►

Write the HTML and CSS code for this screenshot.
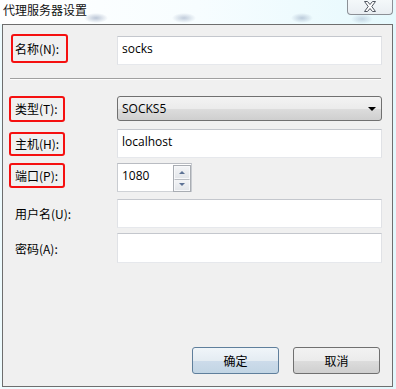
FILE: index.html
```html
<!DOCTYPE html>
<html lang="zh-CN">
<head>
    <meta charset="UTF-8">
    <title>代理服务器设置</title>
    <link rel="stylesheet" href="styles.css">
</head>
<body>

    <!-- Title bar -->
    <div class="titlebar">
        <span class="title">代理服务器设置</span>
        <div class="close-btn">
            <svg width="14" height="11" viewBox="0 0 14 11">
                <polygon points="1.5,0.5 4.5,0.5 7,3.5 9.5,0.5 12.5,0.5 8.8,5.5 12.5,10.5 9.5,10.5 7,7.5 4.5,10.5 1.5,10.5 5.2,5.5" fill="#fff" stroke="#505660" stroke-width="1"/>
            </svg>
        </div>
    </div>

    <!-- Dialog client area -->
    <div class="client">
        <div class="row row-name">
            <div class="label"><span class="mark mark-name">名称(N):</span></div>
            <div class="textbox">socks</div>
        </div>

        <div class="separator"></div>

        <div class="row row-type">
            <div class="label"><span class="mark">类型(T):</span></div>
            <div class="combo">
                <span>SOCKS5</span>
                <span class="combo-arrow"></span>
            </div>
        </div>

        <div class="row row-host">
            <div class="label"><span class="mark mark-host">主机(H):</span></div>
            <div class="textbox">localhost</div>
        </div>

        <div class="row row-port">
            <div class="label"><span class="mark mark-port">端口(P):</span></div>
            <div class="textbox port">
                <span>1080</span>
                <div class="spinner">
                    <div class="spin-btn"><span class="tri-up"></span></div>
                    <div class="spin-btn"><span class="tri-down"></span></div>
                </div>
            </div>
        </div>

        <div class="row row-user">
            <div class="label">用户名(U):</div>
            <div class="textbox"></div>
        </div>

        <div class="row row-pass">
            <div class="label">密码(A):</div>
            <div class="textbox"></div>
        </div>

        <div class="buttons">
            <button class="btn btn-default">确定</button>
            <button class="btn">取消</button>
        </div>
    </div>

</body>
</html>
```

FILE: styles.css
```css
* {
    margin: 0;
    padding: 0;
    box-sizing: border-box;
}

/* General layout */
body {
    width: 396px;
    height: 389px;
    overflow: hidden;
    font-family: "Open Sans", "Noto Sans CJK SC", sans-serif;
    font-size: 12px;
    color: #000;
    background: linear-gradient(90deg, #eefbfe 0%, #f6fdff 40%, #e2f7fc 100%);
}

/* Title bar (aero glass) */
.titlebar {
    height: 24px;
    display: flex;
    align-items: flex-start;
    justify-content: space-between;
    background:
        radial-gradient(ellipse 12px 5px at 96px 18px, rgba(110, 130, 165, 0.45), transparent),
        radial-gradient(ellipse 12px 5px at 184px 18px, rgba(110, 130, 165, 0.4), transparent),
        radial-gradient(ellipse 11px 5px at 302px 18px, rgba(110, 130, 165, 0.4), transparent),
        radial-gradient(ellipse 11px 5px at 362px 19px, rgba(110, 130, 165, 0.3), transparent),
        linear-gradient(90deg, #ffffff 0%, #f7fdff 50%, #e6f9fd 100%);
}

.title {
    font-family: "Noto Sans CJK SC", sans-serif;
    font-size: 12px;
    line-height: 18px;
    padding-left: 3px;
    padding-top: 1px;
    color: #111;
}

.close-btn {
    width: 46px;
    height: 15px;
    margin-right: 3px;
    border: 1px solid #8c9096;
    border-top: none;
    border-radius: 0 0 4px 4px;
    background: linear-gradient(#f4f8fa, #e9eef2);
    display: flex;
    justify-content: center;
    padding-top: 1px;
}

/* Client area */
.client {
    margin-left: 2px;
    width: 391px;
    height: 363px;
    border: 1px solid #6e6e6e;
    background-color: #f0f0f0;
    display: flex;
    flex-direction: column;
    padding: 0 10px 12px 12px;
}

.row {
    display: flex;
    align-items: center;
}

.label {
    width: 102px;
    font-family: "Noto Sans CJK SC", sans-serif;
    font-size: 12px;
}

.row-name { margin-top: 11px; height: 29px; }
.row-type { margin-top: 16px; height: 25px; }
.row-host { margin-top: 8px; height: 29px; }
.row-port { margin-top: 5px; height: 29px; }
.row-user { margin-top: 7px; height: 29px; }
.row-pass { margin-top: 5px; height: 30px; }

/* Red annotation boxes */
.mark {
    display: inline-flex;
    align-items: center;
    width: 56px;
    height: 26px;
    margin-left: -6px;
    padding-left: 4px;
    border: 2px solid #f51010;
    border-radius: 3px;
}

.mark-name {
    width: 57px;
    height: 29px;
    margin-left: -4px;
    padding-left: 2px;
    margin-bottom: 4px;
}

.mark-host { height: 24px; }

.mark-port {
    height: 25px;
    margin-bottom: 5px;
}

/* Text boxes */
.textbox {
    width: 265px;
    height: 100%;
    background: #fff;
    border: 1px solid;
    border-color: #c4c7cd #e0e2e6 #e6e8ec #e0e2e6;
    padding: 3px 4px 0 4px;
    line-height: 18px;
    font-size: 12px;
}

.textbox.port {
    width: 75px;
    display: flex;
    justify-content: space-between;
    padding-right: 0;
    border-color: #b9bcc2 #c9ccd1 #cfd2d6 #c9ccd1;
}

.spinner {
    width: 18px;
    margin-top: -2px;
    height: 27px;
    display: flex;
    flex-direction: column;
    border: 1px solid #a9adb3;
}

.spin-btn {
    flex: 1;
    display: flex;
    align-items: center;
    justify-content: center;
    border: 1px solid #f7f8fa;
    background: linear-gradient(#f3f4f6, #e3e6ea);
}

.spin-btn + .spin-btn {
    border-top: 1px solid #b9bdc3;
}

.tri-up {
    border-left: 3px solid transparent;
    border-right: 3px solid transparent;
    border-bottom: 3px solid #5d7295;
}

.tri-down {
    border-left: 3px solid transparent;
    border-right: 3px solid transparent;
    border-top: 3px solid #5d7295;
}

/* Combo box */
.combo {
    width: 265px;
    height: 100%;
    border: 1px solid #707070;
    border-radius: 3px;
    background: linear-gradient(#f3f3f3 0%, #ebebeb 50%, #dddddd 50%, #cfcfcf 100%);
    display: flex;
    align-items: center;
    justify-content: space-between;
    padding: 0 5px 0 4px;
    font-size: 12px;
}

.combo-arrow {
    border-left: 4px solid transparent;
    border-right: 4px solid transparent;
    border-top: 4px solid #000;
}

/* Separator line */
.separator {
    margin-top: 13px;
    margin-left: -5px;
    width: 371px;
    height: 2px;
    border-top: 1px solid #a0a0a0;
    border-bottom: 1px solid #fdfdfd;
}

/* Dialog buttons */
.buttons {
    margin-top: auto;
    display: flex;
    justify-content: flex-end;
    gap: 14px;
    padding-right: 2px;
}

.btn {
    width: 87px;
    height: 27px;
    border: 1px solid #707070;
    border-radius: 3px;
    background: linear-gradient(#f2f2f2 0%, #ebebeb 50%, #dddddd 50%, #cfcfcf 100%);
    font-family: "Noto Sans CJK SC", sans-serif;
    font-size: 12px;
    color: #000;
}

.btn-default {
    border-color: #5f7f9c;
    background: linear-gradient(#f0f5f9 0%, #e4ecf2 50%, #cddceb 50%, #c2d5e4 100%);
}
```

◄

WORK INSTRUCTIONS:
Reproduce the data above in full, exactly as it is, with the pictures left out.

RESPONSE TO THE EXERCISE:
Write the HTML and CSS code for this screenshot.
FILE: index.html
```html
<!DOCTYPE html>
<html lang="zh-CN">
<head>
    <meta charset="UTF-8">
    <title>代理服务器设置</title>
    <link rel="stylesheet" href="styles.css">
</head>
<body>

    <!-- Title bar -->
    <div class="titlebar">
        <span class="title">代理服务器设置</span>
        <div class="close-btn">
            <svg width="14" height="11" viewBox="0 0 14 11">
                <polygon points="1.5,0.5 4.5,0.5 7,3.5 9.5,0.5 12.5,0.5 8.8,5.5 12.5,10.5 9.5,10.5 7,7.5 4.5,10.5 1.5,10.5 5.2,5.5" fill="#fff" stroke="#505660" stroke-width="1"/>
            </svg>
        </div>
    </div>

    <!-- Dialog client area -->
    <div class="client">
        <div class="row row-name">
            <div class="label"><span class="mark mark-name">名称(N):</span></div>
            <div class="textbox">socks</div>
        </div>

        <div class="separator"></div>

        <div class="row row-type">
            <div class="label"><span class="mark">类型(T):</span></div>
            <div class="combo">
                <span>SOCKS5</span>
                <span class="combo-arrow"></span>
            </div>
        </div>

        <div class="row row-host">
            <div class="label"><span class="mark mark-host">主机(H):</span></div>
            <div class="textbox">localhost</div>
        </div>

        <div class="row row-port">
            <div class="label"><span class="mark mark-port">端口(P):</span></div>
            <div class="textbox port">
                <span>1080</span>
                <div class="spinner">
                    <div class="spin-btn"><span class="tri-up"></span></div>
                    <div class="spin-btn"><span class="tri-down"></span></div>
                </div>
            </div>
        </div>

        <div class="row row-user">
            <div class="label">用户名(U):</div>
            <div class="textbox"></div>
        </div>

        <div class="row row-pass">
            <div class="label">密码(A):</div>
            <div class="textbox"></div>
        </div>

        <div class="buttons">
            <button class="btn btn-default">确定</button>
            <button class="btn">取消</button>
        </div>
    </div>

</body>
</html>
```

FILE: styles.css
```css
* {
    margin: 0;
    padding: 0;
    box-sizing: border-box;
}

/* General layout */
body {
    width: 396px;
    height: 389px;
    overflow: hidden;
    font-family: "Open Sans", "Noto Sans CJK SC", sans-serif;
    font-size: 12px;
    color: #000;
    background: linear-gradient(90deg, #eefbfe 0%, #f6fdff 40%, #e2f7fc 100%);
}

/* Title bar (aero glass) */
.titlebar {
    height: 24px;
    display: flex;
    align-items: flex-start;
    justify-content: space-between;
    background:
        radial-gradient(ellipse 12px 5px at 96px 18px, rgba(110, 130, 165, 0.45), transparent),
        radial-gradient(ellipse 12px 5px at 184px 18px, rgba(110, 130, 165, 0.4), transparent),
        radial-gradient(ellipse 11px 5px at 302px 18px, rgba(110, 130, 165, 0.4), transparent),
        radial-gradient(ellipse 11px 5px at 362px 19px, rgba(110, 130, 165, 0.3), transparent),
        linear-gradient(90deg, #ffffff 0%, #f7fdff 50%, #e6f9fd 100%);
}

.title {
    font-family: "Noto Sans CJK SC", sans-serif;
    font-size: 12px;
    line-height: 18px;
    padding-left: 3px;
    padding-top: 1px;
    color: #111;
}

.close-btn {
    width: 46px;
    height: 15px;
    margin-right: 3px;
    border: 1px solid #8c9096;
    border-top: none;
    border-radius: 0 0 4px 4px;
    background: linear-gradient(#f4f8fa, #e9eef2);
    display: flex;
    justify-content: center;
    padding-top: 1px;
}

/* Client area */
.client {
    margin-left: 2px;
    width: 391px;
    height: 363px;
    border: 1px solid #6e6e6e;
    background-color: #f0f0f0;
    display: flex;
    flex-direction: column;
    padding: 0 10px 12px 12px;
}

.row {
    display: flex;
    align-items: center;
}

.label {
    width: 102px;
    font-family: "Noto Sans CJK SC", sans-serif;
    font-size: 12px;
}

.row-name { margin-top: 11px; height: 29px; }
.row-type { margin-top: 16px; height: 25px; }
.row-host { margin-top: 8px; height: 29px; }
.row-port { margin-top: 5px; height: 29px; }
.row-user { margin-top: 7px; height: 29px; }
.row-pass { margin-top: 5px; height: 30px; }

/* Red annotation boxes */
.mark {
    display: inline-flex;
    align-items: center;
    width: 56px;
    height: 26px;
    margin-left: -6px;
    padding-left: 4px;
    border: 2px solid #f51010;
    border-radius: 3px;
}

.mark-name {
    width: 57px;
    height: 29px;
    margin-left: -4px;
    padding-left: 2px;
    margin-bottom: 4px;
}

.mark-host { height: 24px; }

.mark-port {
    height: 25px;
    margin-bottom: 5px;
}

/* Text boxes */
.textbox {
    width: 265px;
    height: 100%;
    background: #fff;
    border: 1px solid;
    border-color: #c4c7cd #e0e2e6 #e6e8ec #e0e2e6;
    padding: 3px 4px 0 4px;
    line-height: 18px;
    font-size: 12px;
}

.textbox.port {
    width: 75px;
    display: flex;
    justify-content: space-between;
    padding-right: 0;
    border-color: #b9bcc2 #c9ccd1 #cfd2d6 #c9ccd1;
}

.spinner {
    width: 18px;
    margin-top: -2px;
    height: 27px;
    display: flex;
    flex-direction: column;
    border: 1px solid #a9adb3;
}

.spin-btn {
    flex: 1;
    display: flex;
    align-items: center;
    justify-content: center;
    border: 1px solid #f7f8fa;
    background: linear-gradient(#f3f4f6, #e3e6ea);
}

.spin-btn + .spin-btn {
    border-top: 1px solid #b9bdc3;
}

.tri-up {
    border-left: 3px solid transparent;
    border-right: 3px solid transparent;
    border-bottom: 3px solid #5d7295;
}

.tri-down {
    border-left: 3px solid transparent;
    border-right: 3px solid transparent;
    border-top: 3px solid #5d7295;
}

/* Combo box */
.combo {
    width: 265px;
    height: 100%;
    border: 1px solid #707070;
    border-radius: 3px;
    background: linear-gradient(#f3f3f3 0%, #ebebeb 50%, #dddddd 50%, #cfcfcf 100%);
    display: flex;
    align-items: center;
    justify-content: space-between;
    padding: 0 5px 0 4px;
    font-size: 12px;
}

.combo-arrow {
    border-left: 4px solid transparent;
    border-right: 4px solid transparent;
    border-top: 4px solid #000;
}

/* Separator line */
.separator {
    margin-top: 13px;
    margin-left: -5px;
    width: 371px;
    height: 2px;
    border-top: 1px solid #a0a0a0;
    border-bottom: 1px solid #fdfdfd;
}

/* Dialog buttons */
.buttons {
    margin-top: auto;
    display: flex;
    justify-content: flex-end;
    gap: 14px;
    padding-right: 2px;
}

.btn {
    width: 87px;
    height: 27px;
    border: 1px solid #707070;
    border-radius: 3px;
    background: linear-gradient(#f2f2f2 0%, #ebebeb 50%, #dddddd 50%, #cfcfcf 100%);
    font-family: "Noto Sans CJK SC", sans-serif;
    font-size: 12px;
    color: #000;
}

.btn-default {
    border-color: #5f7f9c;
    background: linear-gradient(#f0f5f9 0%, #e4ecf2 50%, #cddceb 50%, #c2d5e4 100%);
}
```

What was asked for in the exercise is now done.